◆ **Entries**:
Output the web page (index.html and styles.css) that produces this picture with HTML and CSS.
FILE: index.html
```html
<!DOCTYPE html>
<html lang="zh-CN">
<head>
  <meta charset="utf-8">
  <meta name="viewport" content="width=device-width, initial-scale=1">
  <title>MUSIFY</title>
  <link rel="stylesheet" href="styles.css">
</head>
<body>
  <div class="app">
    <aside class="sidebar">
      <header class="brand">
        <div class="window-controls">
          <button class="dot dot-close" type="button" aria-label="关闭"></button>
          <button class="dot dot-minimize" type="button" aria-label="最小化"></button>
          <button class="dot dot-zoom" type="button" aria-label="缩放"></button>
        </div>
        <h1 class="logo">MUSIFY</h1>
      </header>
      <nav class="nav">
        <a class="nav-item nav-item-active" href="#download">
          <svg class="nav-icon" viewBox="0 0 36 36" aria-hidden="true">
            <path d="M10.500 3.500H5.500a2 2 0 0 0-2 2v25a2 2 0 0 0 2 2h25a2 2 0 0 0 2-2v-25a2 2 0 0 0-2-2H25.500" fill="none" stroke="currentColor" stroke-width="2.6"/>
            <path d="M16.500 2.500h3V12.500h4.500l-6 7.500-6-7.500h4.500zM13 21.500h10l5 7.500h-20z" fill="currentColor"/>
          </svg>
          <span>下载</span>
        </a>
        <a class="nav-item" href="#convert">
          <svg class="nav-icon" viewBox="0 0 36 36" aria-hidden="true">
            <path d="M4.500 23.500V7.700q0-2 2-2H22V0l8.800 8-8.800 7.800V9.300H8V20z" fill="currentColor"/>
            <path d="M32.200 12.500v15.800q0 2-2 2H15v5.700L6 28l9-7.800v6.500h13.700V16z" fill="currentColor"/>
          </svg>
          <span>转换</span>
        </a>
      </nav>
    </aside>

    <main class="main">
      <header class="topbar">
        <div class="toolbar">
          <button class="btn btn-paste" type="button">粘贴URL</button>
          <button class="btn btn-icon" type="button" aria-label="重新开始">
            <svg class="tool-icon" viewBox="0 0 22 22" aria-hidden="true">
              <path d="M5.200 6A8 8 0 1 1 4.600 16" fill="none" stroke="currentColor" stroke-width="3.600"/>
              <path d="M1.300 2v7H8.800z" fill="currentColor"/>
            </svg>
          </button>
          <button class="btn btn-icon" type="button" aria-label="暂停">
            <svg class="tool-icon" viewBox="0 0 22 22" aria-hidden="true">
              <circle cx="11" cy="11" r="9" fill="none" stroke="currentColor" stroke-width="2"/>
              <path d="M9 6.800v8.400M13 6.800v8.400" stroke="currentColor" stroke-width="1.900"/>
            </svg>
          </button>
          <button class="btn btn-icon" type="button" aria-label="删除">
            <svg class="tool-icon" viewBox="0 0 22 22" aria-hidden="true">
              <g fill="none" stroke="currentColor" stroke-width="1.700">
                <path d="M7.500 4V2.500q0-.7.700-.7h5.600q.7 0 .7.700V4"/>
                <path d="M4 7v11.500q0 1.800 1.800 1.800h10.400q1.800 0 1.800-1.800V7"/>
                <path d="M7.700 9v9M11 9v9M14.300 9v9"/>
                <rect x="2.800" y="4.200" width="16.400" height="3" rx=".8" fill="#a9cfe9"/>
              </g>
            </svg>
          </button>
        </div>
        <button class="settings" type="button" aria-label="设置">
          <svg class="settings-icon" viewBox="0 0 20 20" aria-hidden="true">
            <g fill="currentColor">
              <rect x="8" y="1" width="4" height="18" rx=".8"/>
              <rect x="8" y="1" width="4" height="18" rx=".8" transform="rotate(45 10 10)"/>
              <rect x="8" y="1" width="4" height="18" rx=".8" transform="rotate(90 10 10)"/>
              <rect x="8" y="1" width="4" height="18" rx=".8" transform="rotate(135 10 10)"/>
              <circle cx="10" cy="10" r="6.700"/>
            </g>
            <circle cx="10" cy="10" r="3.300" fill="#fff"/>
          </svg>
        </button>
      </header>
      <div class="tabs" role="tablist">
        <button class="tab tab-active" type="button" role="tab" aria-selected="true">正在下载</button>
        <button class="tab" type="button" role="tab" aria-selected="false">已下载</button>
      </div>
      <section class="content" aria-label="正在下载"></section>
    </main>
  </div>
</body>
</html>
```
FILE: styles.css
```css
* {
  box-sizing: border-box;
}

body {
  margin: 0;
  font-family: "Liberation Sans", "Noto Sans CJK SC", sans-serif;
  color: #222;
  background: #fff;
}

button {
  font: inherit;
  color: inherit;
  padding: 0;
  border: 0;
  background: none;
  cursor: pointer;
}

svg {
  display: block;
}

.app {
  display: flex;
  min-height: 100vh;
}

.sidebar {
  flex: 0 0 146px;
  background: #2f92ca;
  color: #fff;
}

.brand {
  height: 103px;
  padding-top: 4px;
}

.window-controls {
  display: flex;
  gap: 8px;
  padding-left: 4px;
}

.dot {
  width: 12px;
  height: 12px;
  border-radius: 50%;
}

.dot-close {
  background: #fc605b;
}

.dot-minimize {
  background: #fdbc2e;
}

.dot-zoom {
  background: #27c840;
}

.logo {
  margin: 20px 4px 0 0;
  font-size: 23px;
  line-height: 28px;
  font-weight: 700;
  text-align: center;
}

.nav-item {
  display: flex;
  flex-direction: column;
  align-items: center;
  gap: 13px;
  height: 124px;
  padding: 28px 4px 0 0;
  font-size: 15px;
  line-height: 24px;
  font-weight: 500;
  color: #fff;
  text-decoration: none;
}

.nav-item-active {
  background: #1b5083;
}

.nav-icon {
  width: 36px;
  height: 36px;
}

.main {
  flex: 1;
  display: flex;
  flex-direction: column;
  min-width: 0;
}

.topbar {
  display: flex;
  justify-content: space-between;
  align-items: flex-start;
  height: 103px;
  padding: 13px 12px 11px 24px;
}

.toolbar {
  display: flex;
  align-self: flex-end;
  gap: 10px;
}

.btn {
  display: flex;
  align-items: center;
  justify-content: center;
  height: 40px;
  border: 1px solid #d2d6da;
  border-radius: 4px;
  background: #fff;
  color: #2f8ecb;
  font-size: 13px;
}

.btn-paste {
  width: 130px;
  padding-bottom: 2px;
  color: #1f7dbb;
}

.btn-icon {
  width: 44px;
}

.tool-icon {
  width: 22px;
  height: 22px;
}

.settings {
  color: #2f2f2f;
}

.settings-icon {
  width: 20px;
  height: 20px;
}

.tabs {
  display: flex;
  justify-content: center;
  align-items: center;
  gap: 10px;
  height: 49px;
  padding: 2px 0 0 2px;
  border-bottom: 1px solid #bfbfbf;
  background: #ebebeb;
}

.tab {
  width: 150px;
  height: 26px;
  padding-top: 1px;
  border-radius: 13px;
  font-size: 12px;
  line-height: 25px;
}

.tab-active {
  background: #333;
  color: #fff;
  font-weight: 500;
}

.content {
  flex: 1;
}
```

---

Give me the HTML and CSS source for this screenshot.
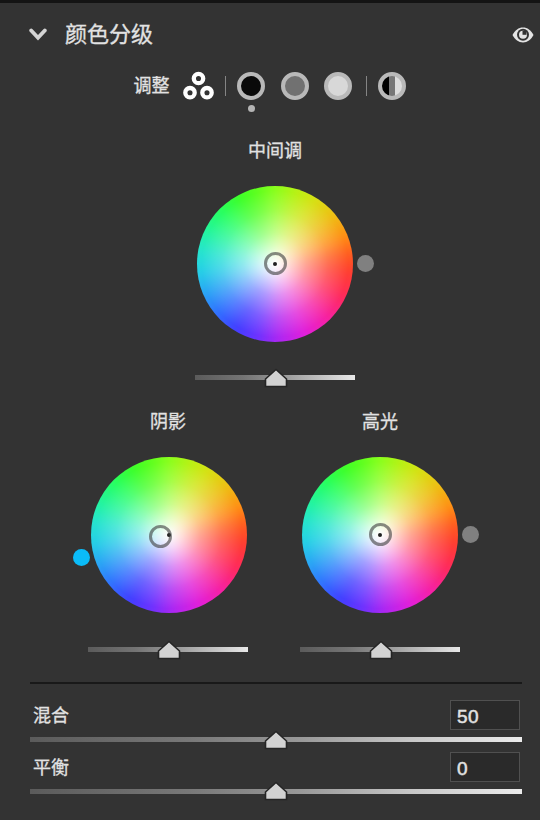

◆ **Your objective**: List each line of the records that holds the string "index".

◆ **The response**:
Output the web page (index.html and styles.css) that produces this picture with HTML and CSS.
FILE: index.html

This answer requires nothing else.